Lycoming Creek, downstream of this area, inside the Williamsport city limits was where I fished as a teenager with my fly rod before I was old enough to drive. That was mostly catching smallmouths, rock bass, and chubs. But those fish helped me learn how to cast and play fish on a fly rod. On a very rare occasion we would catch a trout.

Lycoming Creek is not a known fly fishing destination. But parts of it are very picturesque and just plain beautiful. Historically, it had some great trout fishing, and it still has good fishing to offer. Presently it has a decent head of stream-bred browns, scattered brook trout, and the rainbows are stocked. A good diversity and healthy population of stoneflies, caddis, mayflies, and midges feed its residents. State trout stockings are augmented by plantings of larger, two and three-year old fish from a co-operative nursery near Marsh Hill called the Lycoming Creek Anglers Club.

In the late 1800’s a man named Thaddeus Updegraff, a resident of Elmira, New York, who had also been an officer in the Civil War, wrote a book titled, Bodines, Or Camping on the Lycoming. I have a reprinted edition of that book, and it describes his fishing trips here, where they often stayed at a stream-side camp for a month or longer.
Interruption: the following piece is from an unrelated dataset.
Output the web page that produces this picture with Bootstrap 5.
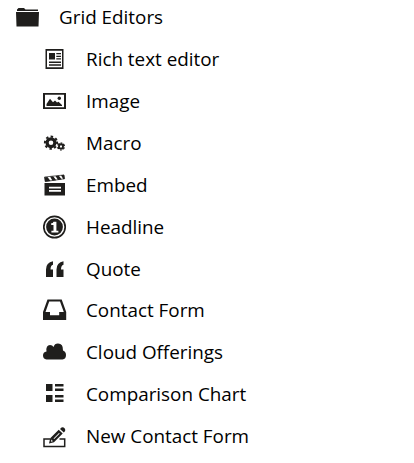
<!DOCTYPE html>
<html lang="en">
<head>
<meta charset="utf-8">
<meta name="viewport" content="width=device-width, initial-scale=1">
<title>Grid Editors</title>
<link href="https://cdn.jsdelivr.net/npm/bootstrap@5.3.0/dist/css/bootstrap.min.css" rel="stylesheet">
<style>
body{font-family:"Open Sans",sans-serif;font-size:18.850px;line-height:26px;color:#000;background:#fff;overflow:hidden}
.tree-root{height:34px;padding-left:16px}
.tree-items{padding:4.230px 0 0 43px}
.tree-item{height:41.880px}
.tree-icon{width:24px;height:24px;flex:none;margin-right:19px;fill:#1f1e1c}
</style>
</head>
<body>
<nav>
<div class="tree-root d-flex align-items-center text-nowrap"><svg class="tree-icon" viewBox="0 -1 24 24"><path d="M1 5V3.500L2.500 2H8l1.500 1.500H22V5zM0 6H23L22.500 20.500H.5z"/></svg><span>Grid Editors</span></div>
<ul class="tree-items list-unstyled mb-0 text-nowrap">
<li class="tree-item d-flex align-items-center"><svg class="tree-icon" viewBox="7 5 24 24"><path fill-rule="evenodd" d="M9.500 7H27.500V27H9.500zM11 8.700V25.300H26V8.700zM13 11h6v6.500h-6zM20.300 11H25v1.300h-4.700zM20.300 13.700H25V15h-4.700zM20.300 16.300H25v1.300h-4.700zM13 19.500H25V21H13zM13 22.300H25v1.400H13z"/></svg><span>Rich text editor</span></li>
<li class="tree-item d-flex align-items-center"><svg class="tree-icon" viewBox="7 5 24 24"><path fill-rule="evenodd" d="M7 9H30V25H7zM9 10.800V23.200H28V10.800z"/><path d="M10.500 22V20l3.500-5.200 3 3.400 2-1.700 2 2 1.500-.8 3.500 3.300v1z"/><circle cx="23.300" cy="14.300" r="1.700"/></svg><span>Image</span></li>
<li class="tree-item d-flex align-items-center"><svg class="tree-icon" viewBox="7 5 24 24"><g fill="none" stroke="#1f1e1c"><circle cx="15" cy="16.700" r="3.900" stroke-width="3.200"/><circle cx="15" cy="16.700" r="6.100" stroke-width="2" stroke-dasharray="2.400 2.391" transform="rotate(-10 15 16.700)"/><path d="M23.200 18.200l3.900.3-.3 4-3.900-.3z" stroke-width="1.900"/><circle cx="25" cy="20.500" r="3.400" stroke-width="1.300" stroke-dasharray="1.700 1.860" transform="rotate(15 25 20.500)"/></g></svg><span>Macro</span></li>
<li class="tree-item d-flex align-items-center"><svg class="tree-icon" viewBox="7 5 24 24"><path d="M8.500 9.300l3-.4 3 4-5.300.8zM14 8.600l3.200-.4 3 4-3.700.5zM19.500 7.900l3.200-.4 3 4-3.700.5zM25 7.200l3-.4.6 4.200-1.300.2z"/><path d="M8.500 9l.7 4.600 19.400-2.900-.6-3.700z" fill="none" stroke="#1f1e1c" stroke-width=".7"/><path fill-rule="evenodd" d="M8.500 15H29V27.500H8.500zM13 18.700v1.800H25v-1.800zM13 22v1.700H25V22z"/></svg><span>Embed</span></li>
<li class="tree-item d-flex align-items-center"><svg class="tree-icon" viewBox="7 5 24 24"><circle cx="18.500" cy="17" r="10.700" fill="none" stroke="#1f1e1c" stroke-width="1.700"/><circle cx="18.500" cy="17" r="8.400"/><path fill="#fff" d="M17.500 11.700h2.900v9h2v1.800h-7v-1.800h2.100v-5.800h-2.300v-1.600q2-.1 2.300-1.600z"/></svg><span>Headline</span></li>
<li class="tree-item d-flex align-items-center"><svg class="tree-icon" viewBox="7 5 24 24"><path id="quote-mark" d="M10 25v-7.500Q10 10.500 17 9.300v3.500q-2.500.8-2.500 4.700H17V25z"/><use href="#quote-mark" x="10.500"/></svg><span>Quote</span></li>
<li class="tree-item d-flex align-items-center"><svg class="tree-icon" viewBox="7 5 24 24"><path fill-rule="evenodd" d="M11.500 6.500H25.700L30.200 19V27H7V19zM13.200 8.500L9.500 19H14V22.200H23.200V19H27.800L24 8.500z"/></svg><span>Contact Form</span></li>
<li class="tree-item d-flex align-items-center"><svg class="tree-icon" viewBox="7 5 24 24"><path d="M10.500 24.500Q7 24 7 20.300 7 17.300 10.500 16.500 9.700 10 14 10q2.500 0 3.500 2Q18.700 8.500 22 8.600q5.300.2 5 6.900 3 1.300 3 4.500 0 4-3.500 4.500z"/></svg><span>Cloud Offerings</span></li>
<li class="tree-item d-flex align-items-center"><svg class="tree-icon" viewBox="7 5 24 24"><path d="M10 7h6.500v7H10zM10 18h6.500v7H10zM19 7h8.500v2.500H19zM19 11.500h8.500V14H19zM19 18h8.500v2.500H19zM19 22.500h8.500V25H19z"/></svg><span>Comparison Chart</span></li>
<li class="tree-item d-flex align-items-center"><svg class="tree-icon" viewBox="7 4 24 24"><path d="M14 19H8V26.500H28.700V19H23.500" fill="none" stroke="#1f1e1c" stroke-width="1.500"/><path fill-rule="evenodd" d="M13 23.500l1.200-5.200L22.700 9.800l4 3.800-8.700 8.700zM15.500 19.400l-.6 2.400 2-.6zM17.500 18.400l.7.7 5.500-5.500-.7-.7z"/><path d="M24 8.900l1.500-1.500q1.700-.7 3.100.8 1.100 1.400.5 2.900L27.800 12.500z"/></svg><span>New Contact Form</span></li>
</ul>
</nav>
<script src="https://cdn.jsdelivr.net/npm/bootstrap@5.3.0/dist/js/bootstrap.bundle.min.js"></script>
</body>
</html>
One of these days perhaps I’ll see if I can post some excerpts from it. It makes for mighty interesting reading.

Fast-forward to this evening. Jim called me this morning to see if I was interested in some fishing. You bet! He picked me up at 7:00 PM, even though he lives so close I could have walked to his house, wearing my hat and vest, carrying my rod and wader bag. This section of the creek is barely two miles from my house. These photos represent a nutshell version of our evening. This is primarily a photographic post. I hope you enjoy it!

Jim tying on a fly.

Cross-stream view where we entered the stream channel. There were a couple trout rising right away. Sweet!
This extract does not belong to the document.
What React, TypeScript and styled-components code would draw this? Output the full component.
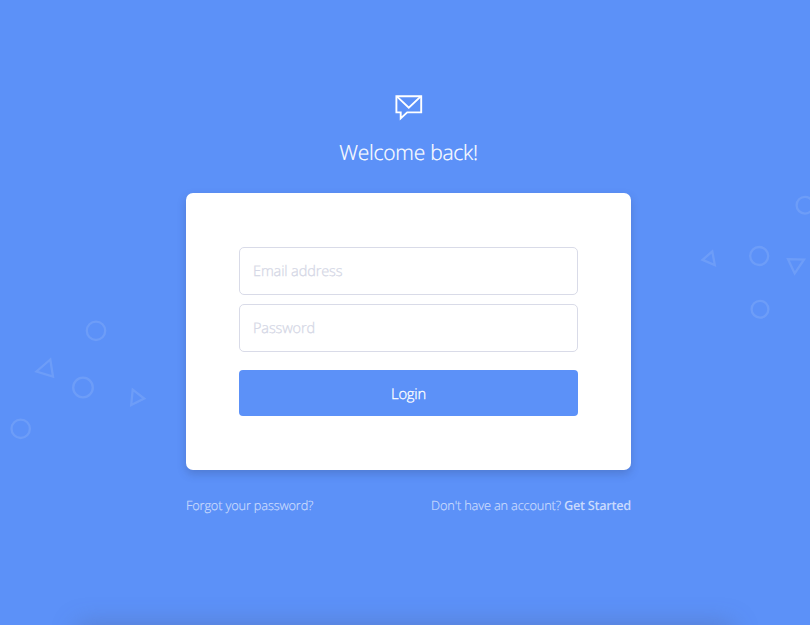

Upstream wide-angle view. No one else was fishing. And it stayed that way. We could see 3/4 of a mile of the stream.

Upstream view again, zoomed in a little bit. Jim moved up into this water above me and before too long…

Fish on!

Playing it in. Jim has his FFF Certified Casting Instructor Certificate. He used to work for me when I was guiding.

Turned out to be a decent sized rainbow…

…that, once in hand, cooperatively posed for this portrait. Nice plump fish. As the evening progressed more trout started feeding.
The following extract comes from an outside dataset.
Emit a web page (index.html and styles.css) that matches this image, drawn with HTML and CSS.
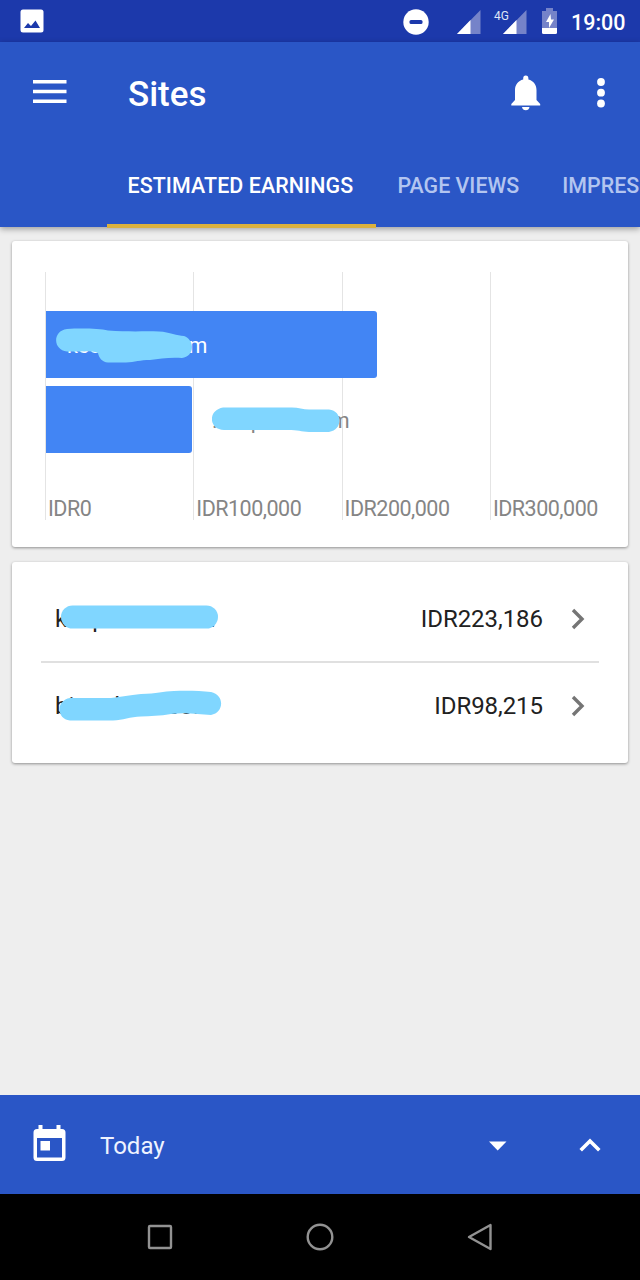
FILE: index.html
```html
<!DOCTYPE html>
<html lang="en">

<head>
  <meta charset="UTF-8">
  <meta name="viewport" content="width=device-width, initial-scale=1.0">
  <title>Sites</title>
  <link rel="stylesheet" href="styles.css">
</head>

<body>
  <div class="screen">
    <div class="status">
      <svg class="photo" width="24" height="24" viewBox="0 0 24 24">
        <rect x="0.5" y="0.5" width="23" height="23" rx="2.5" fill="#fff" />
        <path d="M4 19l4-5 3 3 4.500-5.500L20 19z" fill="#1c39ab" />
      </svg>
      <div class="status-right">
        <svg class="dnd" width="26" height="26" viewBox="0 0 26 26">
          <circle cx="13" cy="13" r="12.700" fill="#fff" />
          <rect x="6.500" y="11" width="13" height="4" rx="1.500" fill="#1c39ab" />
        </svg>
        <svg class="signal" width="24" height="24" viewBox="0 0 24 24">
          <path d="M23.500 0v24H0z" fill="#7583c9" />
          <path d="M13.500 10v14H0z" fill="#fff" />
        </svg>
        <div class="mobile">
          <span class="net">4G</span>
          <svg width="24" height="24" viewBox="0 0 24 24">
            <path d="M23.500 0v24H0z" fill="#7583c9" />
            <path d="M13.500 10v14H0z" fill="#fff" />
          </svg>
        </div>
        <svg class="battery" width="16" height="26" viewBox="0 0 16 26">
          <path d="M4 0h7v3h4v17H0V3h4z" fill="#7583c9" />
          <path d="M0 20h15v4.500q0 1.500-1.500 1.500h-12Q0 26 0 24.500z" fill="#fff" />
          <path d="M8.500 6L4 14h3v6l5-8.500H9z" fill="#fff" />
        </svg>
        <span class="clock">19:00</span>
      </div>
    </div>

    <header>
      <div class="toolbar">
        <svg class="menu" width="34" height="24" viewBox="0 0 34 24">
          <path d="M0 1.800h33.500M0 11.500h33.500M0 21.300h33.500" stroke="#fff" stroke-width="3.600" />
        </svg>
        <h1>Sites</h1>
        <svg class="bell" width="30" height="36" viewBox="0 0 30 36">
          <path d="M14.800 0.500c1.800 0 2.600 1.200 2.600 3v1c5 1.200 8.100 5.300 8.100 10.500v10l3.700 4v1.500H0.300V29L4 25V15c0-5.200 3.200-9.300 8.200-10.500v-1c0-1.800.8-3 2.600-3z" fill="#fff" />
          <path d="M11 32h7.500q-.6 3.200-3.700 3.200T11 32z" fill="#fff" />
        </svg>
        <svg class="more" width="8" height="30" viewBox="0 0 8 30">
          <circle cx="4" cy="4" r="3.900" fill="#fff" />
          <circle cx="4" cy="14.700" r="3.900" fill="#fff" />
          <circle cx="4" cy="25.500" r="3.900" fill="#fff" />
        </svg>
      </div>
      <nav class="tabs">
        <span class="tab active">ESTIMATED EARNINGS</span>
        <span class="tab">PAGE VIEWS</span>
        <span class="tab last">IMPRES</span>
      </nav>
    </header>

    <main>
      <section class="card chart">
        <div class="axis">
          <span>IDR0</span>
          <span>IDR100,000</span>
          <span>IDR200,000</span>
          <span>IDR300,000</span>
        </div>
        <div class="bars">
          <div class="line">
            <div class="bar" style="width: 331px"></div>
            <div class="name inside">
              <span>kee</span><span>m</span>
              <svg class="mark" width="138" height="36" viewBox="0 0 138 36">
                <path d="M11 1C25 0 43 .5 52 2.500C72 4 88 3 103 3.500C114 4 121 8 128 8C133 10 136 14 136 19C136 25 132 29 126 30C113 29 104 31 94 32C84 32 79 34 70 34.500H52C46 34 43 30 42 25C34 22 23 24 11 23.500C-3 22-4 3 11 1z" fill="#80d6ff" />
              </svg>
            </div>
          </div>
          <div class="line">
            <div class="bar" style="width: 146px"></div>
            <div class="name outside">
              <span>.</span><span>p</span><span>m</span>
              <svg class="mark" width="130" height="26" viewBox="0 0 130 26">
                <path d="M11 .5H80C87 .5 92 3 99 2.500H117C131 4 131 23 117 25H97C89 24.500 86 23 76 23H12C-4 22-4 3 11 .5z" fill="#80d6ff" />
              </svg>
            </div>
          </div>
        </div>
      </section>

      <section class="card list">
        <div class="row">
          <div class="site">
            <span>k</span><span>p</span><span>.</span>
            <svg class="mark" width="158" height="24" viewBox="0 0 158 24">
              <rect x="0" y="0.500" width="157" height="23" rx="11.500" fill="#80d6ff" />
            </svg>
          </div>
          <span class="amount">IDR223,186</span>
          <svg class="next" width="14" height="22" viewBox="0 0 14 22">
            <path d="M2 2l9 9-9 9" fill="none" stroke="#757575" stroke-width="3.400" />
          </svg>
        </div>
        <div class="row second">
          <div class="site">
            <span>bi</span><span>l</span><span>com</span>
            <svg class="mark" width="164" height="32" viewBox="0 0 164 32">
              <path d="M11 8H52C63 7 70 5 82 4C98 4 104 1 115 1C129 .5 142 1 152 2C166 5 165 23 152 25C139 24 126 22 112 24C101 26 91 26 82 26.500C71 27 64 30 54 30.500H11C-3 29-3 10 11 8z" fill="#80d6ff" />
            </svg>
          </div>
          <span class="amount">IDR98,215</span>
          <svg class="next" width="14" height="22" viewBox="0 0 14 22">
            <path d="M2 2l9 9-9 9" fill="none" stroke="#757575" stroke-width="3.400" />
          </svg>
        </div>
      </section>
    </main>

    <footer>
      <svg class="calendar" width="33" height="36" viewBox="0 0 33 36">
        <path fill-rule="evenodd" d="M5.500 0h4v4h14V0h4v4h1.500q3.500 0 3.500 3.500v25Q32.500 36 29 36H4Q.5 36 .5 32.500v-25Q.5 4 4 4h1.500zM4 13v19.500h25V13z" fill="#fff" />
        <rect x="7.500" y="16" width="9.500" height="9.500" fill="#fff" />
      </svg>
      <span class="range">Today</span>
      <svg class="down" width="18" height="10" viewBox="0 0 18 10">
        <path d="M0 .5h17.500L8.700 9.500z" fill="#fff" />
      </svg>
      <svg class="up" width="22" height="14" viewBox="0 0 22 14">
        <path d="M1.700 12.300L11 3l9.300 9.300" fill="none" stroke="#fff" stroke-width="3.600" />
      </svg>
    </footer>

    <div class="keys">
      <svg width="28" height="28" viewBox="0 0 28 28">
        <rect x="3" y="3" width="22" height="22" rx="1" />
      </svg>
      <svg width="28" height="28" viewBox="0 0 28 28">
        <circle cx="14" cy="14" r="12.300" />
      </svg>
      <svg width="28" height="28" viewBox="0 0 28 28">
        <path d="M24.500 2v24L3 14z" stroke-linejoin="round" />
      </svg>
    </div>
  </div>
</body>

</html>
```

FILE: styles.css
```css
* {
  margin: 0;
  padding: 0;
  box-sizing: border-box;
}

body {
  font-family: Roboto, "Liberation Sans", sans-serif;
  background-color: #eee;
}

svg {
  display: block;
  flex: none;
}

.screen {
  display: flex;
  flex-direction: column;
  width: 640px;
  height: 1280px;
  overflow: hidden;
}

/* status bar */
.status {
  display: flex;
  justify-content: space-between;
  height: 42px;
  padding: 9px 14px 0 20px;
  color: #fff;
  background-color: #1c39ab;
}

.status-right {
  display: flex;
  align-items: flex-start;
}

.signal {
  margin: 1px 0 0 28px;
}

.mobile {
  position: relative;
  margin: 1px 0 0 22px;
}

.net {
  position: absolute;
  left: -9px;
  top: 0;
  font-size: 12px;
  line-height: 12px;
  color: #dfe4f6;
}

.battery {
  margin: -1px 0 0 15px;
}

.clock {
  width: 55px;
  margin: 1px 0 0 13px;
  font-size: 21.5px;
  line-height: 26px;
  font-weight: 500;
  white-space: nowrap;
}

/* app bar */
header {
  position: relative;
  height: 185px;
  color: #fff;
  background-color: #2a56c6;
  box-shadow: 0 2px 6px rgba(0, 0, 0, 0.35);
}

.toolbar {
  display: flex;
  align-items: center;
  height: 101px;
  padding: 0 35px 0 33px;
}

.menu {
  margin-bottom: 2px;
}

h1 {
  flex: 1;
  margin: 5px 0 0 61px;
  font-size: 35px;
  line-height: 42px;
  font-weight: 500;
}

.bell {
  margin-right: 56px;
}

.tabs {
  display: flex;
  height: 85px;
  padding-left: 107px;
}

.tab {
  flex: none;
  padding: 30px 21.5px 0;
  font-size: 21.4px;
  line-height: 26px;
  font-weight: 500;
  color: #b3c5f0;
}

.tab.active {
  width: 269px;
  padding-left: 20.5px;
  letter-spacing: 0.1px;
  color: #fff;
  border-bottom: 4px solid #dbb13e;
}

.tab.last {
  padding-right: 0;
}

/* cards */
main {
  flex: 1;
  padding: 14px 12px;
}

.card {
  background-color: #fff;
  border-radius: 3px;
  box-shadow: 0 1px 3px rgba(0, 0, 0, 0.4);
}

.chart {
  display: grid;
  height: 306px;
  padding: 31px 0 27px 33px;
}

.axis,
.bars {
  grid-area: 1 / 1;
}

.axis {
  display: flex;
}

.axis span {
  display: flex;
  align-items: flex-end;
  width: 148.3px;
  flex: none;
  padding-left: 2px;
  border-left: 1px solid #e4e4e4;
  font-size: 21.5px;
  line-height: 23px;
  letter-spacing: -0.5px;
  color: #858585;
}

.axis span:last-child {
  width: 120px;
}

.bars {
  display: flex;
  flex-direction: column;
  gap: 8px;
  padding: 39px 0 0 1px;
}

.line {
  display: flex;
  position: relative;
  height: 67px;
}

.bar {
  height: 67px;
  background-color: #4285f4;
  border-radius: 0 3px 3px 0;
}

.name {
  display: flex;
  font-size: 21.5px;
  line-height: 26px;
}

.inside {
  position: absolute;
  left: 21px;
  top: 22px;
  color: #fff;
}

.inside span:nth-child(2) {
  margin-left: 88px;
}

.inside .mark {
  position: absolute;
  left: -11px;
  top: -5px;
}

.outside {
  position: relative;
  margin: 22px 0 0 20px;
  color: #858585;
}

.outside span:nth-child(2) {
  margin-left: 33px;
}

.outside span:nth-child(3) {
  margin-left: 68px;
}

.outside .mark {
  position: absolute;
  left: 0;
  top: -1px;
}

.list {
  height: 201px;
  margin-top: 15px;
  padding: 14px 29px 0 29px;
}

.row {
  display: flex;
  align-items: center;
  height: 87px;
  padding: 0 14px 0 14px;
  border-bottom: 2px solid #e0e0e0;
  font-size: 24px;
  line-height: 28px;
  letter-spacing: -0.05px;
  color: #212121;
}

.second {
  height: 86px;
  border-bottom: 0;
}

.site {
  display: flex;
  flex: 1;
  position: relative;
}

.site span:nth-child(2) {
  margin-left: 25px;
}

.site span:nth-child(3) {
  margin-left: 104px;
}

.site .mark {
  position: absolute;
  left: 6px;
  top: 0;
}

.second .site span:nth-child(2) {
  margin-left: 40px;
}

.second .site span:nth-child(3) {
  margin-left: 47px;
}

.second .site .mark {
  left: 4px;
  top: -2px;
}

.next {
  margin-left: 28px;
}

/* date range bar */
footer {
  display: flex;
  align-items: center;
  height: 99px;
  padding: 0 39px 0 33px;
  background-color: #2a56c6;
}

.calendar {
  margin-bottom: 3px;
}

.range {
  flex: 1;
  margin: 2px 0 0 34px;
  font-size: 24px;
  line-height: 28px;
  color: #eef3ff;
}

.down {
  margin-top: 2px;
}

.up {
  margin: 0 0 0 72px;
}

/* navigation keys */
.keys {
  display: flex;
  justify-content: center;
  align-items: center;
  gap: 132px;
  height: 86px;
  background-color: #000;
}

.keys svg {
  fill: none;
  stroke: #929292;
  stroke-width: 2.4;
}
```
One highlight of the evening was that two veerys came within 60 feet of me and were singing their territorial call. This was the first time this year that I have heard them. Their call is very beautiful, quite different from many other birds, and has an ethereal quality to it; they are in the thrush family. Here’s a clip of their song: http://www.youtube.com/watch?v=HQSd-SjcDKo

Extended Body Slate Drake Thorax Dun – my own design / pattern version. The hackle is clipped half-way between hook shank and point. It lands right side up every time. I rose 8 – 10 fish on it this evening, and brought three to hand on this dun pattern. The abdomen is closed-cell foam, so floatation is supreme. I designed the fly about 7 years ago. It’s a good fly. I’ll try to get the pattern on here in the next week or so. I am also going to be offering a series of five Slate Drake patterns of this design on MyFlies.com. Look for them soon.

This is the first trout that took my Extended Body Slate Drake Spinner pattern. Sorry, I do not have a photo of that fly…yet. The fly is still in his jaw, you can see the leader, 5x.

The last fish of the evening. I caught eight altogether; three on the dun and five on the spinner. The hook is a size #14, but the construction of the fly with the extended body makes it about a size #8. Jim caught 5 – 6. He held this brown for a photo…it’s about a 15″ fish – there’s a better picture below. It was dark by this time, so I couldn’t see too well to pose the image.

We didn’t make another cast after this fish was netted. It took less than five minutes to drive home. We are very fortunate to have good trout fishing so close to home. Nice!